# WHAT YOU ARE ASKED TO DO:
Your answer should be a single number: the count of lines holding the word "components".

# SUPPLIED MATERIAL:
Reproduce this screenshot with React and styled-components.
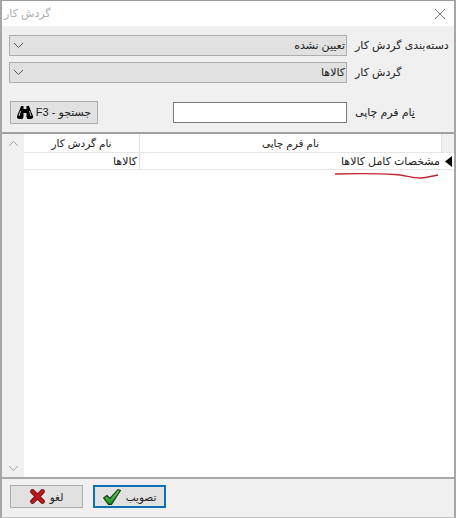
import React from 'react';
import styled, { createGlobalStyle } from 'styled-components';

const GlobalStyle = createGlobalStyle`
    html, body {
        margin: 0;
        padding: 0;
        background: #f0f0f0;
    }
    body {
        font-family: "Liberation Sans", "DejaVu Sans", sans-serif;
    }
`;

const Dialog = styled.div`
    width: 456px;
    height: 518px;
    box-sizing: border-box;
    display: flex;
    flex-direction: column;
    border: 1px solid #a6a6a6;
    border-top-color: #9a9a9a;
    border-bottom-color: #c4c4c4;
    border-right-width: 2px;
    border-left-width: 2px;
    background: #f0f0f0;
`;

const TitleBar = styled.div`
    height: 25px;
    flex: none;
    background: #fff;
    display: flex;
    align-items: center;
    justify-content: space-between;
    padding: 0 8px 0 2px;
`;

const Title = styled.span`
    font-size: 11px;
    color: #adadad;
    direction: rtl;
`;

const Form = styled.div`
    flex: none;
    height: 106px;
    box-sizing: border-box;
    padding: 9px 0 0 7px;
    display: flex;
    flex-direction: column;
`;

const Row = styled.div`
    display: flex;
    align-items: center;
    margin-top: ${(p) => p.$top || 0}px;
`;

const Select = styled.div`
    width: 338px;
    height: 21px;
    box-sizing: border-box;
    border: 1px solid #adadad;
    background: #e1e1e1;
    display: flex;
    align-items: center;
    justify-content: space-between;
    padding: 0 1px 0 3px;
`;

const SelectValue = styled.span`
    font-size: 11px;
    color: #222;
    direction: rtl;
    white-space: nowrap;
`;

const Label = styled.label`
    margin-left: 8px;
    font-size: 11px;
    color: #222;
    direction: rtl;
    white-space: nowrap;
`;

const SearchButton = styled.button`
    width: 88px;
    height: 23px;
    margin-left: 1px;
    padding: 0 4px;
    box-sizing: border-box;
    border: 1px solid #adadad;
    background: #e1e1e1;
    color: #222;
    font-family: inherit;
    font-size: 10.5px;
    display: flex;
    align-items: center;
    justify-content: center;
    gap: 3px;
    white-space: nowrap;
`;

const SearchHint = styled.span`
    font-size: 11px;
`;

const TextInput = styled.input`
    width: 174px;
    height: 21px;
    margin-left: 75px;
    box-sizing: border-box;
    border: 1px solid #7a7a7a;
    background: #fff;
    outline: none;
    padding: 0;
`;

const Grid = styled.div`
    position: relative;
    flex: 1;
    min-height: 0;
    background: #fff;
    border-top: 2px solid #a0a0a0;
    border-bottom: 2px solid #a9a9a9;
    display: flex;
`;

const Scrollbar = styled.div`
    width: 22px;
    flex: none;
    background: #f0f0f0;
    display: flex;
    flex-direction: column;
    justify-content: space-between;
    align-items: center;
    padding: 6px 0 5px;
    box-sizing: border-box;
`;

const Table = styled.div`
    flex: 1;
    display: flex;
    flex-direction: column;
`;

const TableRow = styled.div`
    display: flex;
    height: ${(p) => p.$height}px;
    box-sizing: border-box;
    border-bottom: 1px solid #e6e6e6;
`;

const Cell = styled.div`
    width: ${(p) => p.$width}px;
    flex: ${(p) => (p.$width ? 'none' : 1)};
    box-sizing: border-box;
    display: flex;
    align-items: center;
    justify-content: ${(p) => (p.$head ? 'center' : 'flex-start')};
    padding-right: ${(p) => (p.$head ? 0 : 2)}px;
    border-right: ${(p) => (p.$divider ? '1px solid #e0e0e0' : 'none')};
    font-size: ${(p) => (p.$head ? 10.5 : 11)}px;
    color: #222;
    direction: rtl;
    white-space: nowrap;
`;

const Indicator = styled.div`
    width: 12px;
    flex: none;
    box-sizing: border-box;
    height: ${(p) => p.$height}px;
    border-bottom: 1px solid #e6e6e6;
    background: ${(p) => p.$bg};
    display: flex;
    align-items: center;
    justify-content: center;
`;

const IndicatorColumn = styled.div`
    flex: none;
    display: flex;
    flex-direction: column;
`;

const Underline = styled.svg`
    position: absolute;
    left: 331px;
    top: 38px;
`;

const Footer = styled.div`
    flex: none;
    height: 38px;
    padding: 6px 0 0 8px;
    box-sizing: border-box;
    display: flex;
    gap: 10px;
`;

const ActionButton = styled.button`
    width: 73px;
    height: 23px;
    box-sizing: border-box;
    padding: 0;
    border: ${(p) => (p.$primary ? '2px solid #0f6fb5' : '1px solid #adadad')};
    background: #e1e1e1;
    color: #222;
    font-family: inherit;
    font-size: 10.5px;
    display: flex;
    align-items: center;
    justify-content: center;
    gap: 5px;
`;

const Chevron = ({ up, color = '#555', size = 11 }) => (
    <svg width={size} height="7" viewBox="0 0 11 7">
        <path d={up ? 'M1 6 L5.5 1.5 L10 6' : 'M1 1 L5.5 5.5 L10 1'} fill="none" stroke={color} strokeWidth="1" />
    </svg>
);

const Binoculars = () => (
    <svg width="16" height="13" viewBox="0 0 16 13">
        <path d="M4 0 H6.5 V3 H9.5 V0 H12 L13 3 L16 10 V12 L14 13 H10.5 L9.5 11 V7 H6.5 V11 L5.5 13 H2 L0 12 V10 L3 3 Z" fill="#000" />
        <path d="M3.5 5 L2 10 M12.5 5 L14 10" stroke="#fff" strokeWidth="0.8" fill="none" />
    </svg>
);

const CrossIcon = () => (
    <svg width="15" height="15" viewBox="0 0 15 15">
        <path d="M2.5 2.5 L12.5 12.5 M12.5 2.5 L2.5 12.5" stroke="#6e0c10" strokeWidth="4.6" strokeLinecap="round" fill="none" />
        <path d="M2.5 2.5 L12.5 12.5 M12.5 2.5 L2.5 12.5" stroke="#c1181d" strokeWidth="3" strokeLinecap="round" fill="none" />
    </svg>
);

const CheckIcon = () => (
    <svg width="18" height="16" viewBox="0 0 18 16">
        <defs>
            <linearGradient id="checkFill" x1="0" y1="0" x2="0" y2="1">
                <stop offset="0" stopColor="#7fd45f" />
                <stop offset="1" stopColor="#1f8a2a" />
            </linearGradient>
        </defs>
        <path d="M0.7 9 L4 6.5 L7 9.5 L15 0.7 L17.3 1.5 L8.5 15.3 L5.5 15.3 Z" fill="url(#checkFill)" stroke="#0c3f10" strokeWidth="1.2" />
    </svg>
);

const App = () => {
    return (
        <>
            <GlobalStyle />
            <Dialog>
                <TitleBar>
                    <Title>گردش کار</Title>
                    <svg width="12" height="12" viewBox="0 0 12 12">
                        <path d="M1 1 L11 11 M11 1 L1 11" stroke="#7a7a7a" strokeWidth="1" fill="none" />
                    </svg>
                </TitleBar>
                <Form>
                    <Row>
                        <Select>
                            <Chevron />
                            <SelectValue>تعیین نشده</SelectValue>
                        </Select>
                        <Label>دسته‌بندی گردش کار</Label>
                    </Row>
                    <Row $top={6}>
                        <Select>
                            <Chevron />
                            <SelectValue>کالاها</SelectValue>
                        </Select>
                        <Label>گردش کار</Label>
                    </Row>
                    <Row $top={18}>
                        <SearchButton>
                            <Binoculars />
                            <SearchHint>F3 - جستجو</SearchHint>
                        </SearchButton>
                        <TextInput />
                        <Label><u>ن</u>ام فرم چاپی</Label>
                    </Row>
                </Form>
                <Grid>
                    <Scrollbar>
                        <Chevron up color="#a6a6a6" />
                        <Chevron color="#a6a6a6" />
                    </Scrollbar>
                    <Table>
                        <TableRow $height={19}>
                            <Cell $width={116} $head $divider>نام گردش کار</Cell>
                            <Cell $head $divider>نام فرم چاپی</Cell>
                        </TableRow>
                        <TableRow $height={17}>
                            <Cell $width={116} $divider>کالاها</Cell>
                            <Cell>مشخصات کامل کالاها</Cell>
                        </TableRow>
                    </Table>
                    <IndicatorColumn>
                        <Indicator $height={19} $bg="#f0f0f0" />
                        <Indicator $height={17} $bg="#fff">
                            <svg width="7" height="11" viewBox="0 0 7 11">
                                <path d="M7 0 L0 5.5 L7 11 Z" fill="#000" />
                            </svg>
                        </Indicator>
                    </IndicatorColumn>
                    <Underline width="108" height="10" viewBox="0 0 108 10">
                        <path d="M2 2 C20 1.5 45 1.5 62 2.5 C72 3 80 6.5 88 6 C94 5.5 100 4 105 3" fill="none" stroke="#c0272d" strokeWidth="1.4" />
                    </Underline>
                </Grid>
                <Footer>
                    <ActionButton>
                        <CrossIcon />
                        <span>لغو</span>
                    </ActionButton>
                    <ActionButton $primary>
                        <CheckIcon />
                        <span>تصویب</span>
                    </ActionButton>
                </Footer>
            </Dialog>
        </>
    );
};

export default App;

# ANSWER TO THIS EXERCISE:
2